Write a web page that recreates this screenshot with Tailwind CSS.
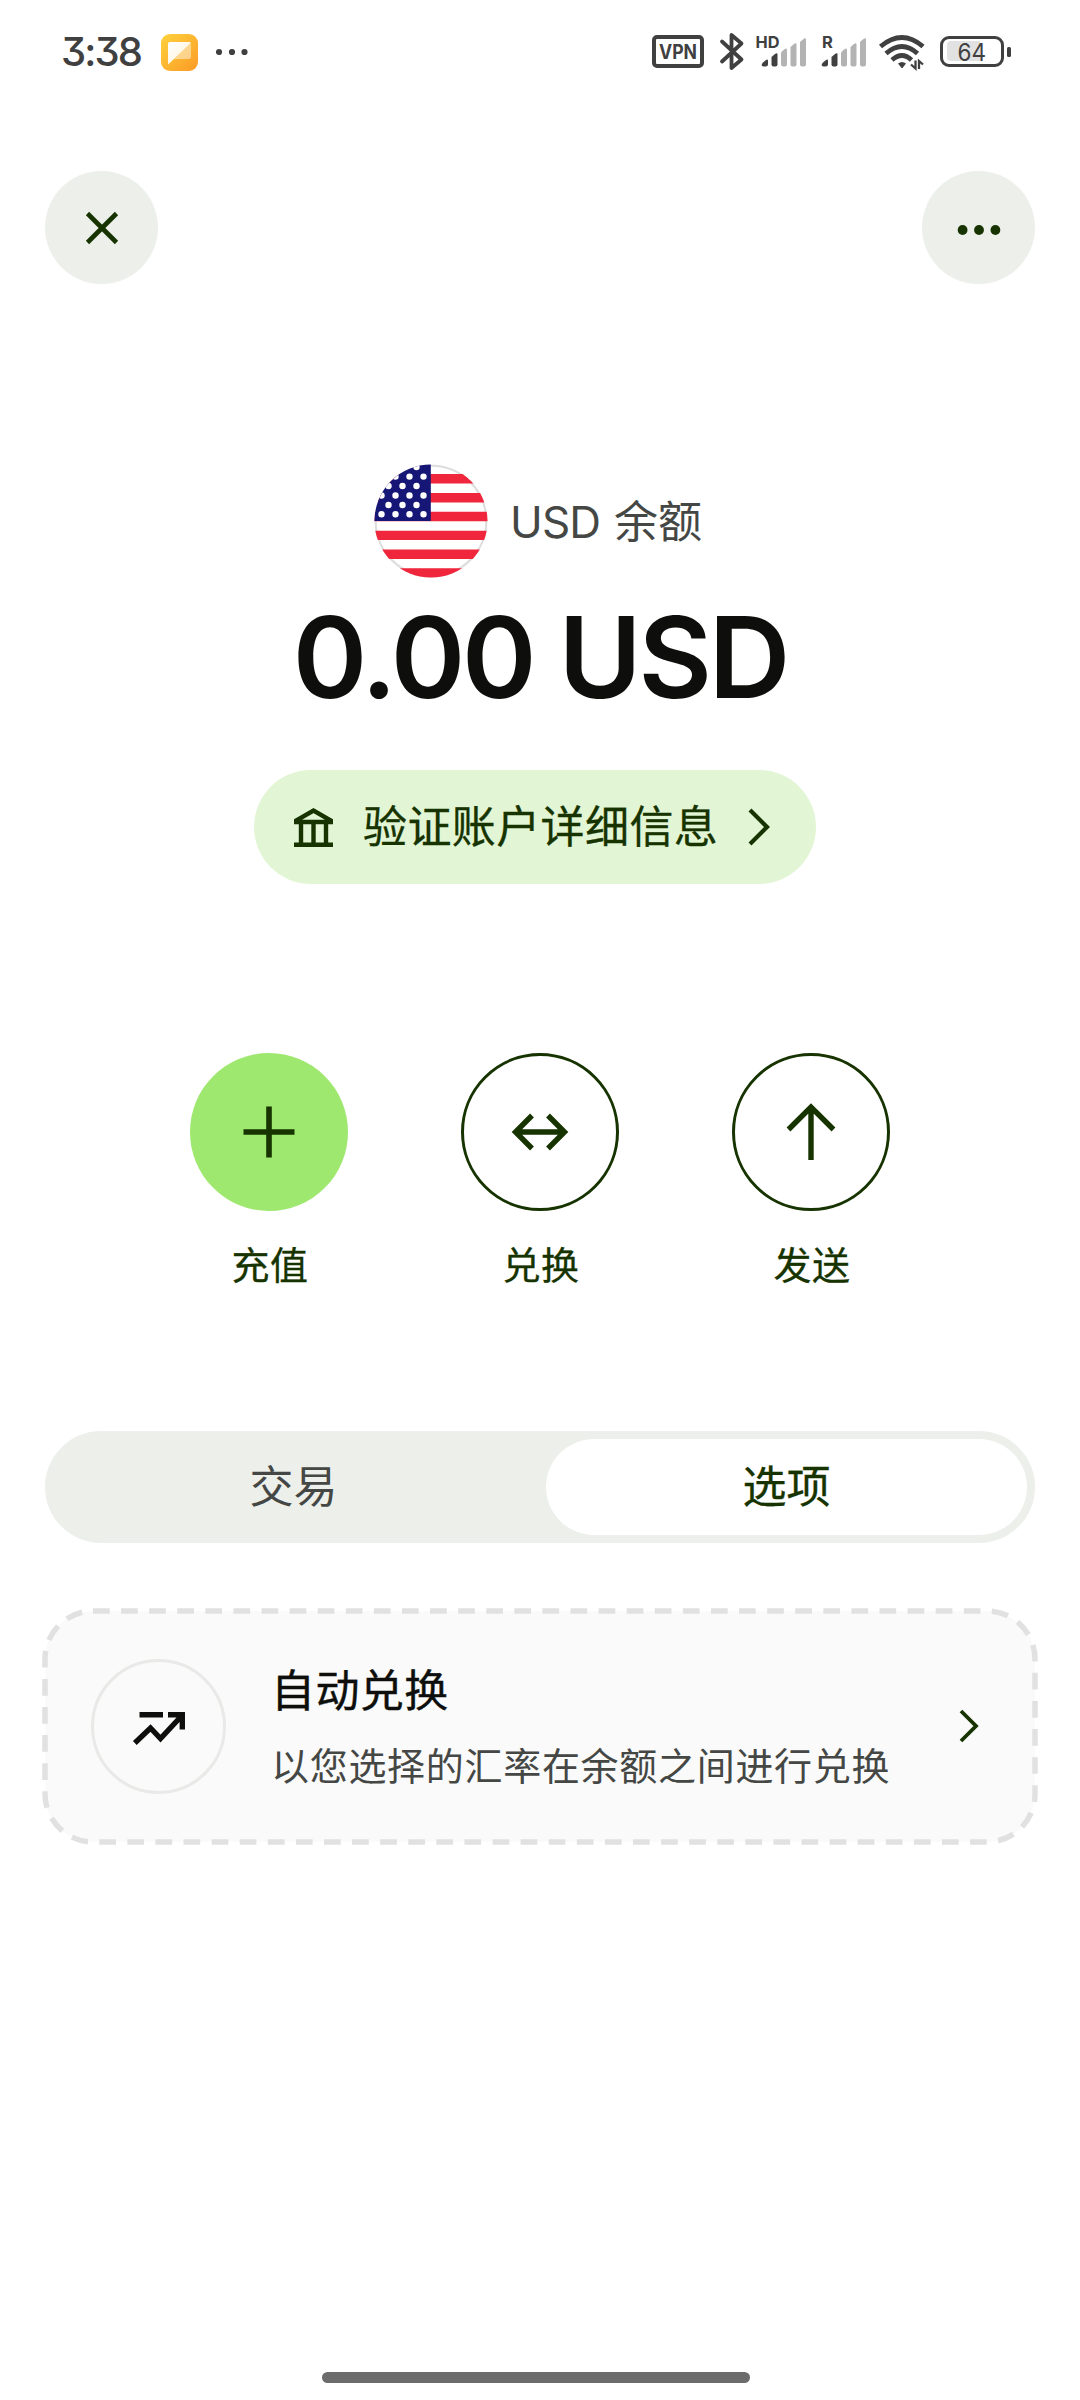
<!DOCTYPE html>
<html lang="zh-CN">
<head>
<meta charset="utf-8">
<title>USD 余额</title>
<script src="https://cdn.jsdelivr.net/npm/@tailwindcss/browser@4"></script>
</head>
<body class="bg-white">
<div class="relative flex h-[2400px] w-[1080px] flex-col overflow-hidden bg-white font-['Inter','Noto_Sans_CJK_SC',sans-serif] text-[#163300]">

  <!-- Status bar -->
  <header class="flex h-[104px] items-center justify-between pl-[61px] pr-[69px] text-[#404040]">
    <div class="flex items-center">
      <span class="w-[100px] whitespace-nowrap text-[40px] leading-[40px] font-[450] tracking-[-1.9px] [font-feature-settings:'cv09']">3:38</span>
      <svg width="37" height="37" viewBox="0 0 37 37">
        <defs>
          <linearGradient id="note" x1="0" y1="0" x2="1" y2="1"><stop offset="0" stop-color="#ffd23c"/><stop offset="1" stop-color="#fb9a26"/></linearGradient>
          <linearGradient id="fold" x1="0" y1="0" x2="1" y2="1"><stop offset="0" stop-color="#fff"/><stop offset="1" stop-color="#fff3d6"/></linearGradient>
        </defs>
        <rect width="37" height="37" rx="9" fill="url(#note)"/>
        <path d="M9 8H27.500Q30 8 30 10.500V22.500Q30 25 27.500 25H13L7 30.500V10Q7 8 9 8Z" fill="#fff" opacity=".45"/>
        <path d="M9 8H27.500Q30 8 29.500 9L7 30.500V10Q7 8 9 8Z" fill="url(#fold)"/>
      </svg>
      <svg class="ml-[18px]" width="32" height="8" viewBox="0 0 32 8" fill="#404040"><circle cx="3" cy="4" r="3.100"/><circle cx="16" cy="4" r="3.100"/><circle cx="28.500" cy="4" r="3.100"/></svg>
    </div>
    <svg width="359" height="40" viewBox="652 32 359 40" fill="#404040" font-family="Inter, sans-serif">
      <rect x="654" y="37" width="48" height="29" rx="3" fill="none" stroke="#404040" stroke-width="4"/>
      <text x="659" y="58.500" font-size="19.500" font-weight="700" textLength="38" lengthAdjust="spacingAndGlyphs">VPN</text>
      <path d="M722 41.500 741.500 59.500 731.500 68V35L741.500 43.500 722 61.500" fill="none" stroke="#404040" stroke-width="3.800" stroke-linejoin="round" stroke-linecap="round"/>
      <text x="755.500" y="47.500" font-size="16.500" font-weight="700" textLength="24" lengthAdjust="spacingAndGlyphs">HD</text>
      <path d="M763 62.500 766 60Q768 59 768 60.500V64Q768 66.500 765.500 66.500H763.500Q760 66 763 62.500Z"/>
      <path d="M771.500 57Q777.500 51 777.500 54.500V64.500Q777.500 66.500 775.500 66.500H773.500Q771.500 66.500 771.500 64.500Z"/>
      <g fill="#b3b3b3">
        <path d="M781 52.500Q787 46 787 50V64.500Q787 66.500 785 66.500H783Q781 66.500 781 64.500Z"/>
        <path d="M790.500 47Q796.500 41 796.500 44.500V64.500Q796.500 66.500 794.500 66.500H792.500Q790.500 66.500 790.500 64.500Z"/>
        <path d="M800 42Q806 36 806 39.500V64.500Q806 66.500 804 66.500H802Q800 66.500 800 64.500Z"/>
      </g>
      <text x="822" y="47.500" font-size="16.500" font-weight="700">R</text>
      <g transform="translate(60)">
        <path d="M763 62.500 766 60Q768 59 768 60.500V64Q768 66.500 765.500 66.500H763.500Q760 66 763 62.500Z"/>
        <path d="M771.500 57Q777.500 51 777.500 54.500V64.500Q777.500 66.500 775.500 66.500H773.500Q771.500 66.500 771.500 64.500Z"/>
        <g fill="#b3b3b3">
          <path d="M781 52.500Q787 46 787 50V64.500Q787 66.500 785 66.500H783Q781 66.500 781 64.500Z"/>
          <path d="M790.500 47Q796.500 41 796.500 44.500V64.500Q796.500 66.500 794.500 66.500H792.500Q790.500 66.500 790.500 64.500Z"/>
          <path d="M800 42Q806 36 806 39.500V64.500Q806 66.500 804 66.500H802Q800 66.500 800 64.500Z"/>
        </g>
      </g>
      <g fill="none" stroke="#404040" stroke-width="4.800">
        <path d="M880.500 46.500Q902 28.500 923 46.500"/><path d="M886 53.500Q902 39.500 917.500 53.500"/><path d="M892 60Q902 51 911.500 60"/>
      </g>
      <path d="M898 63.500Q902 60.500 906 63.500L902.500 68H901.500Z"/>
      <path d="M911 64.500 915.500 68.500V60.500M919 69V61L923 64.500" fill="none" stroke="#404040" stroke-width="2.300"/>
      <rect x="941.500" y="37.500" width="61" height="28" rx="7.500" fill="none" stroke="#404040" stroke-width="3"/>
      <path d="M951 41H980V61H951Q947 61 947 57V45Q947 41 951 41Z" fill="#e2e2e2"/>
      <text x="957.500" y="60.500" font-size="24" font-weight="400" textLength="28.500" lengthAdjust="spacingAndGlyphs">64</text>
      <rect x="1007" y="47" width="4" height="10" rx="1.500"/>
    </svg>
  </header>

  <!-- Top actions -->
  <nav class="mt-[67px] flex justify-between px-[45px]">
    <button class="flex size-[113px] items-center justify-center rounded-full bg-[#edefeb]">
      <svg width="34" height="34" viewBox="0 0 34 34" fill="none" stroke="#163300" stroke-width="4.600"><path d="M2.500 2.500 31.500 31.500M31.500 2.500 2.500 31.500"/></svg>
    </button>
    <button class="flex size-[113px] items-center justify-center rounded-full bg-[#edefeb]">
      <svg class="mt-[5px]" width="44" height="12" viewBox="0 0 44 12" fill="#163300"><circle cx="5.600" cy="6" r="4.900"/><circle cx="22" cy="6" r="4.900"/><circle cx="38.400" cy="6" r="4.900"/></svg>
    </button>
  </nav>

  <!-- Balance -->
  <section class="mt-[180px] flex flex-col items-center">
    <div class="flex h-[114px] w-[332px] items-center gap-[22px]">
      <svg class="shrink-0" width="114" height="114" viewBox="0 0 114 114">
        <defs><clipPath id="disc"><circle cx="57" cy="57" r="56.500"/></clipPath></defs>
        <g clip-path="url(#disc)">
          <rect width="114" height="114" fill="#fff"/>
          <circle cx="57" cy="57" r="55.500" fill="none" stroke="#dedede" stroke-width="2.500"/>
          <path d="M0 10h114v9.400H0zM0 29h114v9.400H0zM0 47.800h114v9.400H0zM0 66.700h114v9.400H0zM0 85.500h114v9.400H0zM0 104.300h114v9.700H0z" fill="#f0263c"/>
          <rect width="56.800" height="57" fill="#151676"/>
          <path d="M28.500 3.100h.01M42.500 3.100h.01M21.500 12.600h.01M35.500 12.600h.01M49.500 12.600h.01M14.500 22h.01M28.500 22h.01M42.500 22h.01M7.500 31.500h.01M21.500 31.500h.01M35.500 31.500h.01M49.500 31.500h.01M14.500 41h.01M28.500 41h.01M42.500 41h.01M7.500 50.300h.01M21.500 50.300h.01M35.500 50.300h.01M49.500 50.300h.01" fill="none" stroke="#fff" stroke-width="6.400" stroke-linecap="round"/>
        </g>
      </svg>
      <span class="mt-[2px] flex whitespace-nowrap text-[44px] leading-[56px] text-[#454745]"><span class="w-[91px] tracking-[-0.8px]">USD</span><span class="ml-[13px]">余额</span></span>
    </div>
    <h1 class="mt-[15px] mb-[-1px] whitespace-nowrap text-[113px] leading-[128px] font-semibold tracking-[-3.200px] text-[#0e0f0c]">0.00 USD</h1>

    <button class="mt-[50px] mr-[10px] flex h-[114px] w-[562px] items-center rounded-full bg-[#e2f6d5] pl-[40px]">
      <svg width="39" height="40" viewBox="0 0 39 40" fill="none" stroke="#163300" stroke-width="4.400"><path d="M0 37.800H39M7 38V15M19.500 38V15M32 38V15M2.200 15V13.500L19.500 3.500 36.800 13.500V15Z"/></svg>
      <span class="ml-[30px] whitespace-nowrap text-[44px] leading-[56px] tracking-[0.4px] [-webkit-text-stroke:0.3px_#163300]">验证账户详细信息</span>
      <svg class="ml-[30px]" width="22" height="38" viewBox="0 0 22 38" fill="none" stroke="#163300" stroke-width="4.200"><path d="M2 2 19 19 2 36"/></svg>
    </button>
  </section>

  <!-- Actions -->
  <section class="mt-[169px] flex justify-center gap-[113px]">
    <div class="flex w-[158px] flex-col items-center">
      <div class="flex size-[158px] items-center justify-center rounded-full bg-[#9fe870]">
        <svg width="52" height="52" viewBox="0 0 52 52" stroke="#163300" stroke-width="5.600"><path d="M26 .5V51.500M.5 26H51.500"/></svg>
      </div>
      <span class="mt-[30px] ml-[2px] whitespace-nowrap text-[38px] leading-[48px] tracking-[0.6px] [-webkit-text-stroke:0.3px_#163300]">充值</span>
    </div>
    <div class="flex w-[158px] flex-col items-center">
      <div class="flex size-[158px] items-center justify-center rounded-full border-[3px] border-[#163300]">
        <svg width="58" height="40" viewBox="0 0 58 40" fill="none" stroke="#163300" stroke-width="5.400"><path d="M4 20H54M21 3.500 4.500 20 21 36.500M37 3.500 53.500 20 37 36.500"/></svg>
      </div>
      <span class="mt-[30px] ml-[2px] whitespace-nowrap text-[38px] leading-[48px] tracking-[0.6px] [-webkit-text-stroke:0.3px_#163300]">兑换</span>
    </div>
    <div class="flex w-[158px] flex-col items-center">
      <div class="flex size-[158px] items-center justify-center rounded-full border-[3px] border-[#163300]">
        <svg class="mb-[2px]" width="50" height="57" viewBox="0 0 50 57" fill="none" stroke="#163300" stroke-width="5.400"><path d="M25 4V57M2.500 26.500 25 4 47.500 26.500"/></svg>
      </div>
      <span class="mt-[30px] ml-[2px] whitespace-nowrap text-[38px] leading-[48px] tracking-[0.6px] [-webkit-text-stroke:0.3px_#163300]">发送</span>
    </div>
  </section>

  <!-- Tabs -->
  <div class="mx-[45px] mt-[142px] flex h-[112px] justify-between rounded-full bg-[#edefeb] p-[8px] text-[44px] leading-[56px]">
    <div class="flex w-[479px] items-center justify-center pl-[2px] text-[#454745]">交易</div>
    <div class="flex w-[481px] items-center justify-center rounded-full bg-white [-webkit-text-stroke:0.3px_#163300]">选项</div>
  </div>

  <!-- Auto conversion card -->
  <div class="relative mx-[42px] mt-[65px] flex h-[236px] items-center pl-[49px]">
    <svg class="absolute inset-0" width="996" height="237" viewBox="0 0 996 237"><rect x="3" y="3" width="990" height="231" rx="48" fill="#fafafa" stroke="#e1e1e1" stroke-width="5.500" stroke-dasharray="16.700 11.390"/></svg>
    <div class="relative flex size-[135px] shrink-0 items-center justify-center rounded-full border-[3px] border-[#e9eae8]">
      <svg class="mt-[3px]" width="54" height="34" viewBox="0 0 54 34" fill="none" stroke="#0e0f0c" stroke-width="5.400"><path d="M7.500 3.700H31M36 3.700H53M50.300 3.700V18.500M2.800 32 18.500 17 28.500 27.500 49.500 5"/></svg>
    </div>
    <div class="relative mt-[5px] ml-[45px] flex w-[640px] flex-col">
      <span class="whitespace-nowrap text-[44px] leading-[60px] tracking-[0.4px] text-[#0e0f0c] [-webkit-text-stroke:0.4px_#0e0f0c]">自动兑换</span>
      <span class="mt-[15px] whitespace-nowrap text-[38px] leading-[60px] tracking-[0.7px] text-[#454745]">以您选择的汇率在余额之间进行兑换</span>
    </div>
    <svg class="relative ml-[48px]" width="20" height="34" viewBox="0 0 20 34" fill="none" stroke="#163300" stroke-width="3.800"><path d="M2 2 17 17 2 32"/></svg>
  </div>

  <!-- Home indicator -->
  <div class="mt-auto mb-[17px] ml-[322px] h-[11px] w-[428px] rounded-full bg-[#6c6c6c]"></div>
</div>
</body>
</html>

*Problem description*
Go from the first line of the data above to the line containing "flex h-[2400px] w-[1080px]" and retype exactly those lines, both included, but none of the pictures.

*Exercise output*
Write a web page that recreates this screenshot with Tailwind CSS.
<!DOCTYPE html>
<html lang="zh-CN">
<head>
<meta charset="utf-8">
<title>USD 余额</title>
<script src="https://cdn.jsdelivr.net/npm/@tailwindcss/browser@4"></script>
</head>
<body class="bg-white">
<div class="relative flex h-[2400px] w-[1080px] flex-col overflow-hidden bg-white font-['Inter','Noto_Sans_CJK_SC',sans-serif] text-[#163300]">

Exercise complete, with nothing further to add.